General Electric Co. (GE) on Friday said it was restating earnings from 2001 through the first quarter of 2005 after an internal audit found that its accounting for certain currency and interest rate derivatives did not comply with accounting standards.

GE (search) also increased its outlook for second-quarter earnings on strong orders and the sale of an insurance business.

GE, the world's largest company by market value, said the restatement would result in a total noncash increase of $381 million for the entire period, which equates to less than six-tenths of 1 percent of its earnings over that time.

GE, whose businesses range from financial services to the manufacture of jet engines, said the restatement lowered 2005 first-quarter earnings by $78 million, or 1 cent per share, to 37 cents per share.

Tim Ghriskey, chief investment officer at Solaris Asset Management, said the restatement is a minor issue, because it does not affect GE's stated cash flow.

"The market focus seems to be on the guidance for the second quarter, which is certainly favorable, and on the company's comments that the businesses are strong really across the board," said Ghriskey.

"Those are the big issues here," Ghriskey added.

GE Chief Executive Jeff Immelt (search), on a conference call with analysts said he was "disappointed by the restatement, but the GE business outlook is unaffected and it remains robust."

Immelt delivered a bullish outlook for GE's businesses and said April orders were strong, rising 11 percent in the second quarter so far. GE nudged its second-quarter earnings outlook higher by a penny per share.

That heartened many investors. "It kind of goes hand in hand with a decent economy, jobs growth, all those kinds of things," said Mike Binger, co-manager of the Thrivent Large Cap Growth Fund, which holds GE shares. "It's just encouraging what they're saying."

Immelt said the "vast majority" of the higher guidance comes from the planned sale of GE's medical liability insurance business, Medical Protective Corp. (search), to Berkshire Hathaway Inc.'s (BRKA) National Indemnity unit.

The sale of Medical Protective would contribute to earnings with an after-tax gain of $75 million, Immelt said.

Shares of GE rose as much as 20 cents to $36.05, before retreating to trade down 2 cents at $35.83 in afternoon trading on the New York Stock Exchange.

GE said it discovered in an internal audit that its accounting for certain transactions to protect its financial services business from changes in interest rates and currency exchange rates did not comply with a set of complex accounting rules called SFAS 133.

These rules for derivatives and hedging activities force companies to book as a gain or a loss the change in the value of derivatives when it is out of sync with the underlying value of the asset.

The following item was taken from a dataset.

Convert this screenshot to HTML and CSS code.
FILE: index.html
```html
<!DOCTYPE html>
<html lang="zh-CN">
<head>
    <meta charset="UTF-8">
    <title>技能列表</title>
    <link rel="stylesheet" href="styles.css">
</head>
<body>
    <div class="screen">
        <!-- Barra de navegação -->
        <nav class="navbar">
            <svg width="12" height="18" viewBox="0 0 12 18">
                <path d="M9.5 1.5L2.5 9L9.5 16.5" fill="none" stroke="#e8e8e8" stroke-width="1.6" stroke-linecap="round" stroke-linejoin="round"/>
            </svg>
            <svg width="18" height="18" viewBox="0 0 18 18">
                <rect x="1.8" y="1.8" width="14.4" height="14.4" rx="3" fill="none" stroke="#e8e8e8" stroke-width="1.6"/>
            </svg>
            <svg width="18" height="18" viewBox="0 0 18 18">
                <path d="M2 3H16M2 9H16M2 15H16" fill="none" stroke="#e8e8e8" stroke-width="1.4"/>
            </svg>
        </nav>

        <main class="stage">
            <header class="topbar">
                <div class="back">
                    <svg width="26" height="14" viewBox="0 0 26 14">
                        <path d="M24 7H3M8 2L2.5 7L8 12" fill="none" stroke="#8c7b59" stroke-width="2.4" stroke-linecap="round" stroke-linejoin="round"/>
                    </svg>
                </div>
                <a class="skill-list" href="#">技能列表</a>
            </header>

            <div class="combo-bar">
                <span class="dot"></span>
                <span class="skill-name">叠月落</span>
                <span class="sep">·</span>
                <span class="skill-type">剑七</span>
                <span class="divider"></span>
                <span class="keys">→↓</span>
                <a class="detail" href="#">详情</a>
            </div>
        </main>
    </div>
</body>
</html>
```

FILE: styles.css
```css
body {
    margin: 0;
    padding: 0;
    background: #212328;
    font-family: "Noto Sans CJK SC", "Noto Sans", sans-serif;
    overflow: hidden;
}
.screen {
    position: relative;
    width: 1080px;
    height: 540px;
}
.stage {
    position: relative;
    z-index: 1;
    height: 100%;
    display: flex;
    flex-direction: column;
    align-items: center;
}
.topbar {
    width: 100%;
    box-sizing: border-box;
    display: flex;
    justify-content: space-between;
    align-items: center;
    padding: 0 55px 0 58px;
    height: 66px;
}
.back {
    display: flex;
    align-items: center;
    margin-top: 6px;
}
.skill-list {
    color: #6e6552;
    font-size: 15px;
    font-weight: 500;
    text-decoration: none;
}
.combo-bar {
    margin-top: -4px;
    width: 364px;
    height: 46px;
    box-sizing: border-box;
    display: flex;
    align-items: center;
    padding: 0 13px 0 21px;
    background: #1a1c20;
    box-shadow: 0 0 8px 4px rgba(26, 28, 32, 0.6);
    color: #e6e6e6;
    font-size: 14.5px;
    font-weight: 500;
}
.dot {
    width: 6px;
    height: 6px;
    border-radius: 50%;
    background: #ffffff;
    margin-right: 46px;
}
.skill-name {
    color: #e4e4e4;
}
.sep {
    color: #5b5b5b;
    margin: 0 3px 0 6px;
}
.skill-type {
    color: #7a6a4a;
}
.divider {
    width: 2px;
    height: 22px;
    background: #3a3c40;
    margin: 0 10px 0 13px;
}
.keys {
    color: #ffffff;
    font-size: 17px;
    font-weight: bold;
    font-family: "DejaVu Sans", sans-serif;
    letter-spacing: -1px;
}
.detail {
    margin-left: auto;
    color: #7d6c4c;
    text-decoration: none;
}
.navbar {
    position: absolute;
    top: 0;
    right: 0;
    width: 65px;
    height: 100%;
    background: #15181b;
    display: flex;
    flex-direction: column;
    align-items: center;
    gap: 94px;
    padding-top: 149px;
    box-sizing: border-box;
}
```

GE said it received a letter in January from the Boston office of the U.S. Securities and Exchange Commission (search) requesting that GE voluntarily provide documents for an informal investigation it was conducting.

The company said it plans to cooperate fully with the SEC.

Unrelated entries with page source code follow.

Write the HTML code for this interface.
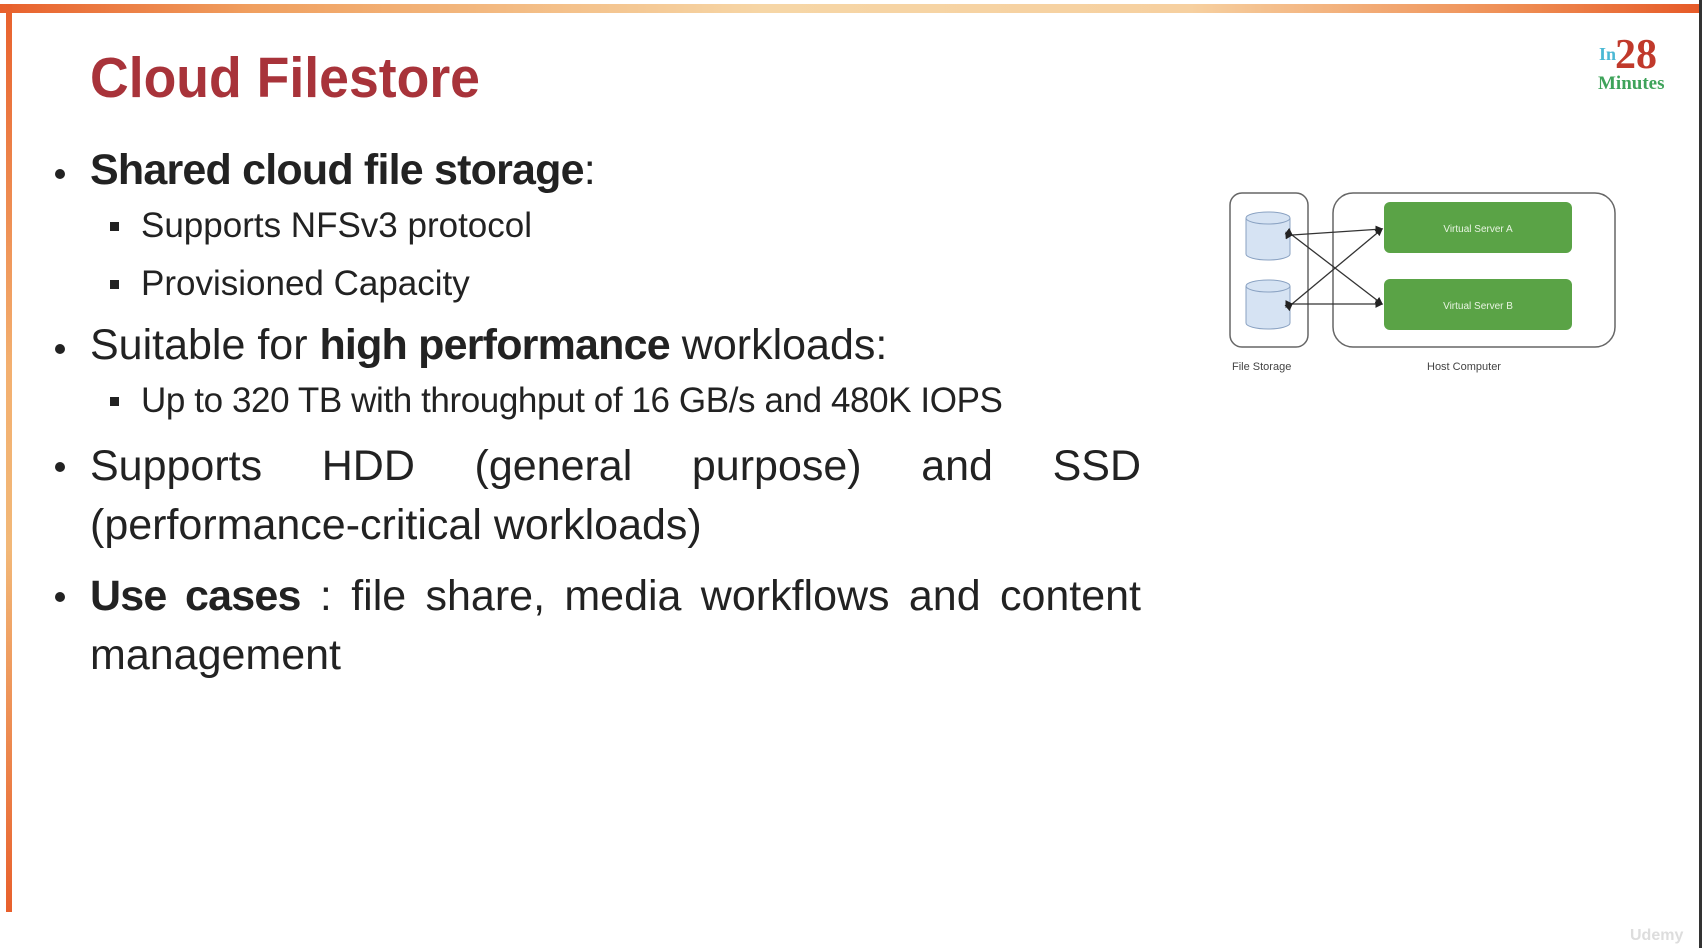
<!DOCTYPE html>
<html><head><meta charset="utf-8"><style>
html,body{margin:0;padding:0;}
body{width:1702px;height:948px;position:relative;overflow:hidden;background:#fff;font-family:"Liberation Sans",sans-serif;}
.topbar{position:absolute;left:0;top:4px;width:1700px;height:9px;background:linear-gradient(90deg,#e8602c 0%,#f0a060 15%,#f6d6a6 45%,#f6d0a0 70%,#ee8a50 90%,#e65a28 100%);}
.leftbar{position:absolute;left:6px;top:4px;width:6px;height:908px;background:linear-gradient(180deg,#e8602c 0%,#f3b070 40%,#f2b878 60%,#e8602c 100%);}
.rightedge{position:absolute;left:1699px;top:0;width:3px;height:948px;background:#333;}
.txt{position:absolute;left:0;top:3px;width:1702px;height:948px;}
.l{position:absolute;white-space:nowrap;color:#222;}
.b1{font-size:43px;line-height:43px;}
.b2{font-size:35px;line-height:35px;}
b{letter-spacing:-0.8px;}
.dot{position:absolute;width:10px;height:10px;border-radius:50%;background:#222;}
.sq{position:absolute;width:9px;height:9px;background:#222;}
.j{position:absolute;left:90px;width:1051px;font-size:43px;line-height:59px;text-align:justify;color:#222;}
</style></head><body>
<div class="topbar"></div>
<div class="leftbar"></div>
<div class="rightedge"></div>
<div class="l" style="left:90px;top:50px;font-size:57px;line-height:57px;font-weight:bold;color:#a8333a;transform:scaleX(0.94);transform-origin:0 0;">Cloud Filestore</div>
<div class="txt">
 <div class="dot" style="left:55px;top:166px;"></div>
 <div class="l b1" style="left:90px;top:146px;"><b>Shared cloud file storage</b>:</div>
 <div class="sq" style="left:110px;top:219px;"></div>
 <div class="l b2" style="left:141px;top:205px;">Supports NFSv3 protocol</div>
 <div class="sq" style="left:110px;top:277px;"></div>
 <div class="l b2" style="left:141px;top:263px;">Provisioned Capacity</div>

 <div class="dot" style="left:55px;top:341px;"></div>
 <div class="l b1" style="left:90px;top:321px;">Suitable for <b>high performance</b> workloads:</div>
 <div class="sq" style="left:110px;top:394px;"></div>
 <div class="l b2" style="left:141px;top:380px;letter-spacing:-0.4px;">Up to 320 TB with throughput of 16 GB/s and 480K IOPS</div>

 <div class="dot" style="left:55px;top:459px;"></div>
 <div class="j" style="top:434px;">Supports HDD (general purpose) and SSD (performance-critical workloads)</div>

 <div class="dot" style="left:55px;top:589px;"></div>
 <div class="j" style="top:564px;"><b>Use cases</b> : file share, media workflows and content management</div>
</div>

<svg style="position:absolute;left:0;top:0" width="1702" height="948">
 <defs><marker id="a" markerWidth="6" markerHeight="6" refX="5" refY="3" orient="auto"><path d="M0,0 L6,3 L0,6z" fill="#222"/></marker></defs>
 <rect x="1230" y="193" width="78" height="154" rx="12" fill="none" stroke="#666" stroke-width="1.5"/>
 <rect x="1333" y="193" width="282" height="154" rx="20" fill="none" stroke="#666" stroke-width="1.5"/>
 <rect x="1384" y="202" width="188" height="51" rx="6" fill="#5aa346"/>
 <rect x="1384" y="279" width="188" height="51" rx="6" fill="#5aa346"/>
 <text x="1478" y="232" font-size="10" fill="#e8f4e2" text-anchor="middle" font-family="Liberation Sans">Virtual Server A</text>
 <text x="1478" y="309" font-size="10" fill="#e8f4e2" text-anchor="middle" font-family="Liberation Sans">Virtual Server B</text>
 <g fill="#d6e3f3" stroke="#8aa2c2" stroke-width="1">
  <path d="M1246,218 v36 a22,6 0 0 0 44,0 v-36"/><ellipse cx="1268" cy="218" rx="22" ry="6"/>
  <path d="M1246,286 v37 a22,6 0 0 0 44,0 v-37"/><ellipse cx="1268" cy="286" rx="22" ry="6"/>
 </g>
 <g stroke="#333" stroke-width="1.3" marker-end="url(#a)" marker-start="url(#a)">
  <line x1="1292" y1="235" x2="1382" y2="229"/>
  <line x1="1292" y1="235" x2="1382" y2="304"/>
  <line x1="1292" y1="304" x2="1382" y2="229"/>
  <line x1="1292" y1="304" x2="1382" y2="304"/>
 </g>
 <text x="1232" y="370" font-size="11" fill="#444" font-family="Liberation Sans">File Storage</text>
 <text x="1427" y="370" font-size="11" fill="#444" font-family="Liberation Sans">Host Computer</text>
 <text x="1599" y="60" font-size="18" fill="#4bb8d4" font-family="Liberation Serif" font-weight="bold">In</text>
 <text x="1615" y="68" font-size="42" fill="#c0392b" font-family="Liberation Serif" font-weight="bold">28</text>
 <text x="1598" y="89" font-size="19" fill="#3ea35a" font-family="Liberation Serif" font-weight="bold">Minutes</text>
 <text x="1630" y="940" font-size="16" fill="#ddd" font-family="Liberation Sans" font-weight="bold">Udemy</text>
</svg>
</body></html>
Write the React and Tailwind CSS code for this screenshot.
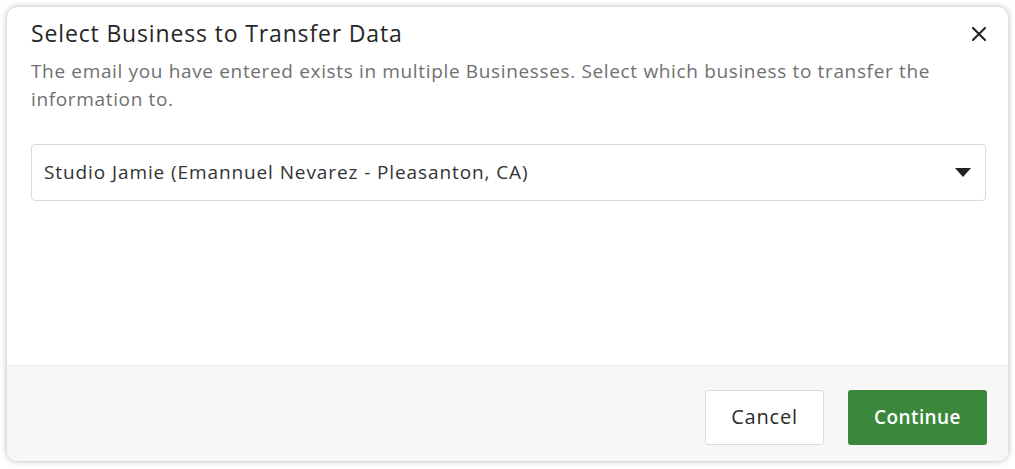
export default function App() {
  return (
    <div className="w-[1015px] h-[469px] bg-white p-[7px] pb-[8px] font-['Open_Sans','Liberation_Sans',sans-serif]">
      <div className="h-full bg-white rounded-[10px] overflow-hidden flex flex-col shadow-[0_0_6px_rgba(0,0,0,0.3)]">
        {/* Header */}
        <div className="pl-[24px] pr-[22px] pt-[12px] flex-1">
          <div className="flex items-start justify-between">
            <h2 className="text-[23px] leading-[28px] tracking-[0.85px] text-[#262626]">Select Business to Transfer Data</h2>
            <button className="mt-[8px] text-[#222]">
              <svg width="14" height="14" viewBox="0 0 14 14" fill="none">
                <path d="M1 1L13 13M13 1L1 13" stroke="currentColor" strokeWidth="2" strokeLinecap="square" />
              </svg>
            </button>
          </div>
          <p className="mt-[10px] text-[19px] leading-[28px] tracking-[0.65px] text-[#707070] pr-[30px]">
            The email you have entered exists in multiple Businesses. Select which business to transfer the information to.
          </p>

          {/* Select */}
          <div className="mt-[31px] h-[57px] border border-[#d9d9d9] rounded-[4px] flex items-center justify-between pl-[12px] pr-[14px]">
            <span className="text-[19px] tracking-[0.9px] text-[#333]">Studio Jamie (Emannuel Nevarez - Pleasanton, CA)</span>
            <svg width="16" height="9" viewBox="0 0 16 9">
              <path d="M0 0H16L8 9Z" fill="#222" />
            </svg>
          </div>
        </div>

        {/* Footer */}
        <div className="h-[96px] bg-[#f7f7f7] border-t border-[#e8e8e8] flex items-center justify-end gap-[24px] pr-[21px] pt-[7px]">
          <button className="w-[119px] h-[55px] bg-white border border-[#dcdcdc] rounded-[3px] text-[20px] tracking-[0.8px] text-[#2b2b2b]">
            Cancel
          </button>
          <button className="w-[139px] h-[55px] bg-[#3b873b] rounded-[3px] text-[19px] tracking-[0.4px] text-white font-semibold">
            Continue
          </button>
        </div>
      </div>
    </div>
  );
}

"This is not about fraud or making metrics or anything like that. This is about a mistake that is judged through an ever-changing lens," said Immelt.

The accounting pertained to "match funding" or how GE uses derivatives in the form of options, swaps or forwards to mitigate possible volatility from a change in interest rates, currency rates of commodity prices.

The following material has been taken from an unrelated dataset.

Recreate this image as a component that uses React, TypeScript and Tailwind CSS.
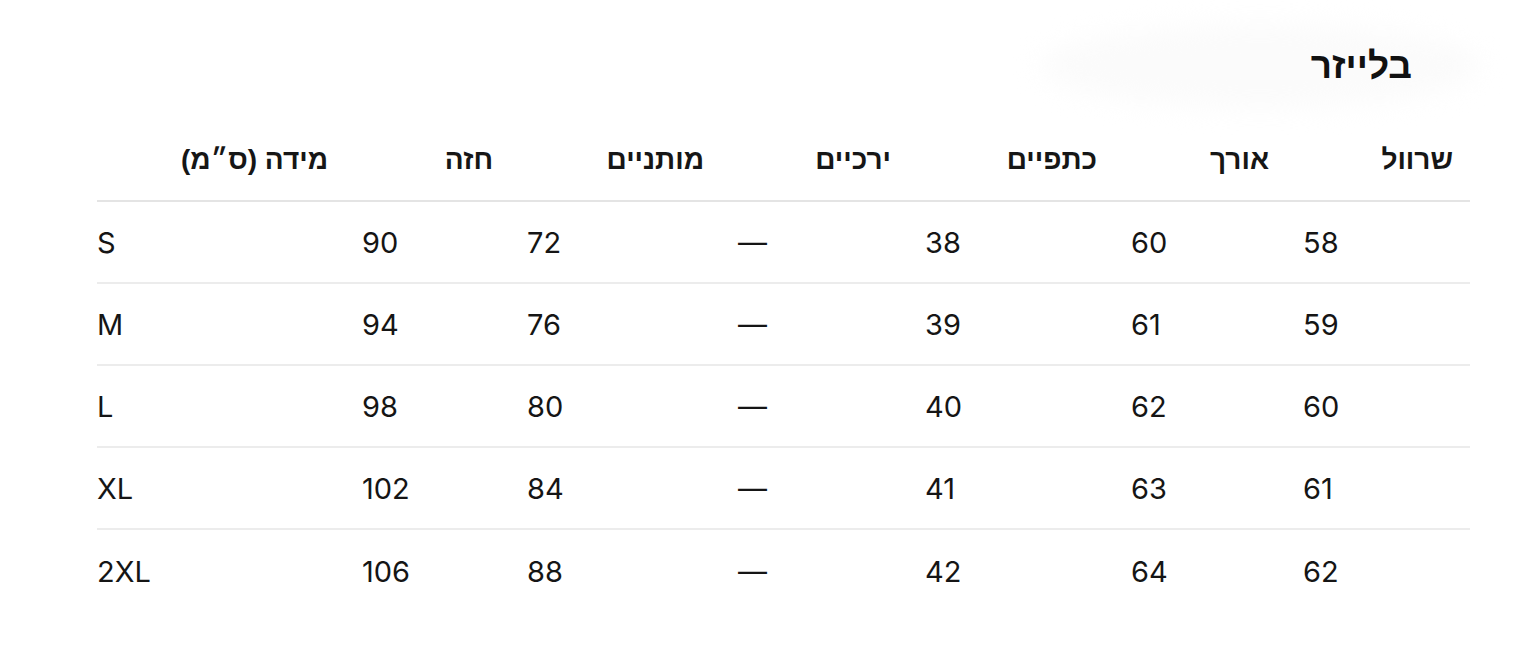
import React from "react";

const headers = ["מידה (ס״מ)", "חזה", "מותניים", "ירכיים", "כתפיים", "אורך", "שרוול"];
const rows = [
  ["S", "90", "72", "—", "38", "60", "58"],
  ["M", "94", "76", "—", "39", "61", "59"],
  ["L", "98", "80", "—", "40", "62", "60"],
  ["XL", "102", "84", "—", "41", "63", "61"],
  ["2XL", "106", "88", "—", "42", "64", "62"],
];

const grid = "grid grid-cols-[248px_165px_211px_187px_206px_172px_184px]";

export default function App() {
  return (
    <div
      className="relative w-[1534px] h-[647px] bg-white overflow-hidden text-[#111]"
      style={{ fontFamily: "Inter, 'Liberation Sans', 'DejaVu Sans', sans-serif" }}
    >
      <div className="absolute left-[1040px] top-[24px] w-[440px] h-[84px] rounded-[50%] bg-[#fbfbfb] blur-[12px]" />
      <div className="relative pl-[97px] pr-[64px]">
        <div className="h-[120px] flex items-center justify-end pr-[58px] pt-[10px]">
          <h1 dir="rtl" className="text-[37px] font-bold leading-none" style={{ fontFamily: "'Liberation Sans', sans-serif" }}>
            בלייזר
          </h1>
        </div>
        <div className={`${grid} h-[82px] items-center border-b-2 border-[#e4e4e4]`}>
          {headers.map((h) => (
            <div
              key={h}
              dir="rtl"
              className="text-right pl-[17px] text-[28px] font-bold leading-none text-[#161616]"
              style={{ fontFamily: "'Liberation Sans', sans-serif" }}
            >
              <span className="pr-[17px]">{h}</span>
            </div>
          ))}
        </div>
        {rows.map((r, i) => (
          <div
            key={r[0]}
            className={`${grid} h-[82px] items-center ${i < rows.length - 1 ? "border-b-2 border-[#ececec]" : ""}`}
          >
            {r.map((c, j) => (
              <div key={j} className={`text-left text-[29px] leading-none text-[#151515] ${j === 0 ? "" : "pl-[17px]"}`}>
                {c}
              </div>
            ))}
          </div>
        ))}
      </div>
    </div>
  );
}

In March, GE cut more than $1 billion off its originally reported operating cash flow for 2003 and 2002 in response to concerns from U.S. securities regulators that some companies may not have properly classified financing they provide to customers for purchases.

At the time, GE downplayed the revision because its investors do not focus on consolidated cash flow. The restatement on Friday was unrelated to this previous revision.

The restatement added $226 million to GE's earnings in 2004, $234 million to earnings in 2003 and $49 million in 2002, while it had a $50 million negative impact to 2001 earnings.

Standard & Poor's said its "AAA" rating on GE would be unchanged by the restatement.

For the second-quarter, GE sees earnings per share at 43 cents to 45 cents, a penny higher than its previous range of 42 cents to 44 cents. Analysts are forecasting second-quarter EPS of 43 cents, according to Reuters Estimates.

The company maintained its earnings outlook for the full year of $1.78 to $1.83 per share.